Dos acontecimientos de los últimos días han llamado poderosamente mi atención: el más reciente es el asesinato de un atleta olímpico, que ha merecido un gran despliegue en los medios y un general repudio en la sociedad; el otro, algunos días antes, el fallecimiento casi coincidente de dos grandes escritores, a quienes los mismos medios dedicaron un modesto espacio en páginas interiores o un fugaz anuncio en las pantallas.
No culpo a los medios por la desigualdad del tratamiento de estos hechos: ellos solo reflejan la escala de valores que rige en la sociedad. Para probarlo basta comparar cuánta gente concurre a los estadios con el número de lectores que asisten a las bibliotecas, o señalar que, en las escuelas y los barrios, el lugar más visitado es la cancha, y en los hogares, no es el estante de los libros, sino el televisor. Sé, desde luego, que hay escuelas que carecen de biblioteca, lo mismo que una abrumadora cantidad de hogares y de barrios; pero son pocas las escuelas o los barrios que carecen de canchas.
Paradójicamente, ni las entidades públicas ni las privadas han logrado que nuestros deportistas alcancen y mantengan lugares de importancia internacional: los remarcables triunfos recientes de algunas atletas en la última Olimpiada, así como los que ha alcanzado un ciclista notable, son absolutamente triunfos personales, y la aparición tardía del Ministro de Deportes, tanto en los momentos de triunfo como en los de duelo, huele más a mea culpa que a otra cosa. Lo mismo cabe decir de escritores y artistas: si algún triunfo alcanzan (lo cual es completamente excepcional) lo alcanzan por su esfuerzo: jamás se lo deben a las entidades de cultura.

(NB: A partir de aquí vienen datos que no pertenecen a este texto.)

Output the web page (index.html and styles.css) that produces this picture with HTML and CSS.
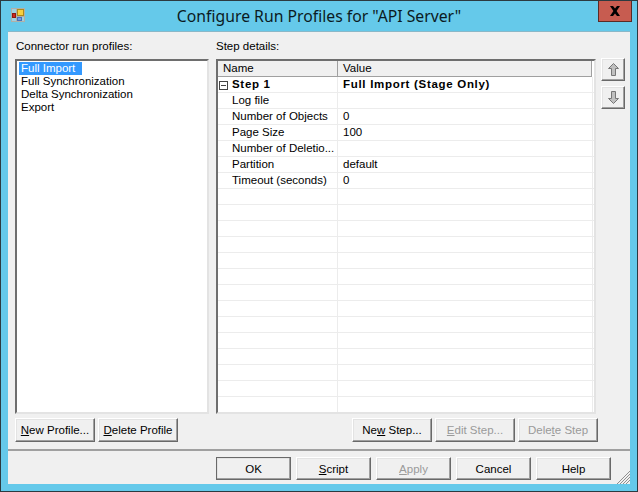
FILE: index.html
```html
<!DOCTYPE html>
<html lang="en">
<head>
<meta charset="utf-8">
<title>Configure Run Profiles</title>
<link rel="stylesheet" href="styles.css">
</head>
<body>
<div class="window">
  <header class="titlebar">
    <svg class="app-icon" width="14" height="14" viewBox="0 0 14 14">
      <rect x="0.5" y="0.5" width="13" height="13" fill="#9fd0e0" stroke="#b0b0a8"/>
      <path d="M5.5 0v14M0 8.5h14" stroke="#b0b0a8"/>
      <rect x="1.5" y="5.5" width="3" height="4" fill="#d0261e" stroke="#8a1a14"/>
      <rect x="6.5" y="1.5" width="6" height="6" fill="#f8d040" stroke="#b08a18"/>
      <rect x="6.5" y="9.5" width="4" height="3" fill="#6f9fe8" stroke="#4a70b8"/>
    </svg>
    <div class="title">Configure Run Profiles for "API Server"</div>
    <div class="close"><svg width="12" height="10" viewBox="0 0 12 10"><path d="M1 0h3l2 2.5L8 0h3L7.6 5 11 10H8L6 7.5 4 10H1l3.4-5z" fill="#000"/></svg></div>
  </header>
  <main class="client">
    <div class="panes">
      <section class="left-pane">
        <div class="label">Connector run profiles:</div>
        <div class="listbox">
          <div class="item selected">Full Import</div>
          <div class="item">Full Synchronization</div>
          <div class="item">Delta Synchronization</div>
          <div class="item">Export</div>
        </div>
        <div class="btn-row">
          <button class="btn"><u>N</u>ew Profile...</button>
          <button class="btn"><u>D</u>elete Profile</button>
        </div>
      </section>
      <section class="right-pane">
        <div class="label">Step details:</div>
        <div class="grid-area">
          <div class="grid">
            <div class="grid-head">
              <div class="head-cell name">Name</div>
              <div class="head-cell value">Value</div>
            </div>
            <div class="row strong"><div class="cell name"><span class="toggle"></span>Step 1</div><div class="cell value">Full Import (Stage Only)</div></div>
            <div class="row"><div class="cell name">Log file</div><div class="cell value"></div></div>
            <div class="row"><div class="cell name">Number of Objects</div><div class="cell value">0</div></div>
            <div class="row"><div class="cell name">Page Size</div><div class="cell value">100</div></div>
            <div class="row"><div class="cell name">Number of Deletio...</div><div class="cell value"></div></div>
            <div class="row"><div class="cell name">Partition</div><div class="cell value">default</div></div>
            <div class="row"><div class="cell name">Timeout (seconds)</div><div class="cell value">0</div></div>
            <div class="row"><div class="cell name"></div><div class="cell value"></div></div>
            <div class="row"><div class="cell name"></div><div class="cell value"></div></div>
            <div class="row"><div class="cell name"></div><div class="cell value"></div></div>
            <div class="row"><div class="cell name"></div><div class="cell value"></div></div>
            <div class="row"><div class="cell name"></div><div class="cell value"></div></div>
            <div class="row"><div class="cell name"></div><div class="cell value"></div></div>
            <div class="row"><div class="cell name"></div><div class="cell value"></div></div>
            <div class="row"><div class="cell name"></div><div class="cell value"></div></div>
            <div class="row"><div class="cell name"></div><div class="cell value"></div></div>
            <div class="row"><div class="cell name"></div><div class="cell value"></div></div>
            <div class="row"><div class="cell name"></div><div class="cell value"></div></div>
            <div class="row"><div class="cell name"></div><div class="cell value"></div></div>
            <div class="row"><div class="cell name"></div><div class="cell value"></div></div>
            <div class="row last"><div class="cell name"></div><div class="cell value"></div></div>
          </div>
          <div class="move-btns">
            <button class="btn move"><svg width="11" height="13" viewBox="0 0 11 13"><path d="M5.5.5 10.5 5.5H7.5v7h-4v-7H.5z" fill="#c0c0c0" stroke="#777"/></svg></button>
            <button class="btn move"><svg width="11" height="13" viewBox="0 0 11 13"><path d="M3.5.5h4v7h3L5.5 12.5.5 7.5h3z" fill="#c0c0c0" stroke="#777"/></svg></button>
          </div>
        </div>
        <div class="btn-row end">
          <button class="btn">Ne<u>w</u> Step...</button>
          <button class="btn disabled"><u>E</u>dit Step...</button>
          <button class="btn disabled">Dele<u>t</u>e Step</button>
        </div>
      </section>
    </div>
    <footer class="actions">
      <button class="btn wide default">OK</button>
      <button class="btn wide"><u>S</u>cript</button>
      <button class="btn wide disabled"><u>A</u>pply</button>
      <button class="btn wide">Cancel</button>
      <button class="btn wide">Help</button>
    </footer>
    <svg class="grip" width="14" height="14" viewBox="0 0 14 14"><path d="M14 1 1 14M14 4 4 14M14 7 7 14M14 10 10 14" stroke="#8f8f8f" stroke-width="1"/></svg>
  </main>
</div>
</body>
</html>
```
FILE: styles.css
```css
* { box-sizing: border-box; }
html, body { margin: 0; padding: 0; }
body {
  width: 638px;
  height: 492px;
  overflow: hidden;
  font-family: "Liberation Sans", Arial, sans-serif;
  font-size: 11.5px;
  color: #000;
}
.window {
  width: 638px;
  height: 492px;
  display: flex;
  flex-direction: column;
  background: #65c9ea;
  border: 1px solid #2c3a40;
  padding: 0 7px 7px 7px;
}
.titlebar {
  height: 30px;
  flex: none;
  display: flex;
  position: relative;
  align-items: center;
  justify-content: center;
}
.app-icon { position: absolute; left: 3px; top: 7px; }
.title {
  font-family: "Noto Sans", sans-serif;
  font-size: 15.75px;
  color: #0b1a22;
  white-space: nowrap;
}
.close {
  position: absolute;
  right: -2px;
  top: 0;
  width: 34px;
  height: 21px;
  background: #c75c50;
  border: 1px solid #5a2a26;
  border-top: none;
  display: flex;
  align-items: center;
  justify-content: center;
}
.client {
  flex: 1;
  position: relative;
  background: #f0f0f0;
  border-top: 1px solid #8ab8c8;
  display: flex;
  flex-direction: column;
  min-height: 0;
}
.panes {
  height: 419px;
  flex: none;
  display: flex;
  padding: 7px 0 0 7px;
  gap: 7px;
  border-bottom: 2px solid #a0a0a0;
}
.left-pane { width: 194px; display: flex; flex-direction: column; }
.right-pane { width: 410px; display: flex; flex-direction: column; }
.label { height: 20px; line-height: 14px; padding-left: 1px; white-space: nowrap; }
.right-pane .label { padding-left: 0; }
.listbox {
  height: 355px;
  background: #fff;
  border: 2px solid;
  border-color: #6e6e6e #e3e3e3 #e3e3e3 #6e6e6e;
  padding: 1px 2px;
}
.item { height: 13px; line-height: 13px; padding: 0 2px; width: max-content; white-space: nowrap; }
.item.selected { background: #3399ff; color: #fff; width: 63px; }
.btn-row { display: flex; gap: 3px; margin-top: 4px; }
.btn-row.end { justify-content: flex-end; padding-right: 28px; }
.btn {
  width: 80px;
  height: 24px;
  padding: 0;
  background: #f0f0f0;
  border: 1px solid;
  border-color: #fff #696969 #696969 #fff;
  box-shadow: inset -1px -1px 0 #a0a0a0, inset 1px 1px 0 #e3e3e3;
  font: inherit;
  color: #000;
  white-space: nowrap;
}
.btn.disabled { color: #9a9a9a; }
.btn.wide { width: 75px; height: 23px; }
.btn.default { outline: 1px solid #696969; outline-offset: -1px; }
.grid-area { display: flex; gap: 5px; height: 355px; }
.grid {
  width: 380px;
  height: 355px;
  background: #fff;
  border: 2px solid;
  border-color: #6e6e6e #e3e3e3 #e3e3e3 #6e6e6e;
  overflow: hidden;
}
.grid-head {
  display: flex;
  height: 16px;
  width: 374px;
  background: #f0f0f0;
  border-right: 1px solid #a0a0a0;
  border-bottom: 1px solid #a0a0a0;
}
.head-cell { line-height: 15px; padding-left: 5px; }
.head-cell.name { width: 120px; border-right: 1px solid #a0a0a0; }
.head-cell.value { padding-left: 5px; }
.row { display: flex; height: 16px; border-bottom: 1px solid #ececec; }
.cell { line-height: 15px; white-space: nowrap; overflow: hidden; }
.cell.name { width: 120px; flex: none; padding-left: 14px; border-right: 1px solid #ececec; }
.cell.value { padding-left: 5px; flex: 1; border-right: 1px solid #ececec; margin-right: 1px; }
.strong .cell { font-weight: bold; letter-spacing: 0.7px; }
.strong .cell.name { padding-left: 1px; display: flex; align-items: center; gap: 4px; }
.toggle {
  width: 9px;
  height: 9px;
  margin-top: 1px;
  border: 1px solid #444;
  position: relative;
  flex: none;
}
.toggle::after {
  content: "";
  position: absolute;
  left: 1px;
  right: 1px;
  top: 3px;
  height: 1px;
  background: #444;
}
.move-btns { display: flex; flex-direction: column; gap: 5px; margin-top: -1px; }
.btn.move { width: 24px; height: 23px; display: flex; align-items: center; justify-content: center; }
.actions {
  display: flex;
  justify-content: flex-end;
  gap: 5px;
  padding: 6px 19px 0 0;
}
.grip { position: absolute; right: 0; bottom: 0; }
```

Cuidado: no estoy diciendo que los deportistas no merecen la atención que les brindan los medios. Nada de eso. El deporte es necesario y saludable; nadie puede escatimarle el valor que representa en el conjunto de la vida. Lo que estoy diciendo es que hay en nuestra sociedad un notorio y perjudicial desequilibrio: ha volcado la atención casi exclusivamente hacia el deporte olvidando la importancia de cultivar la inteligencia, el saber y la sensibilidad estética. El resultado de este desequilibrio es un pobrísimo nivel de razonamiento, un predominio del espíritu de competencia, un imperio absoluto de lo emocional… y una mediocridad pavorosa. Para probarlo, basta visitar la Asamblea.
Porque lo triste, lo tristísimo, es que estas tendencias de la sociedad se trasladan también a la política. Quizá por eso damos vueltas y vueltas sobre el mismo terreno e incurrimos, una y otra vez, en las mismas torpezas. Quizá por eso, cuando muchos creían que la elección del señor Lasso representaba un viraje hacia la sensatez, nos encontramos de pronto empantanados en una reedición de viejos comportamientos de utilidad muy dudosa, en los cuales lo que menos se encuentra es la sensatez.
Pero no podemos quejarnos: eso es exactamente lo que hemos buscado.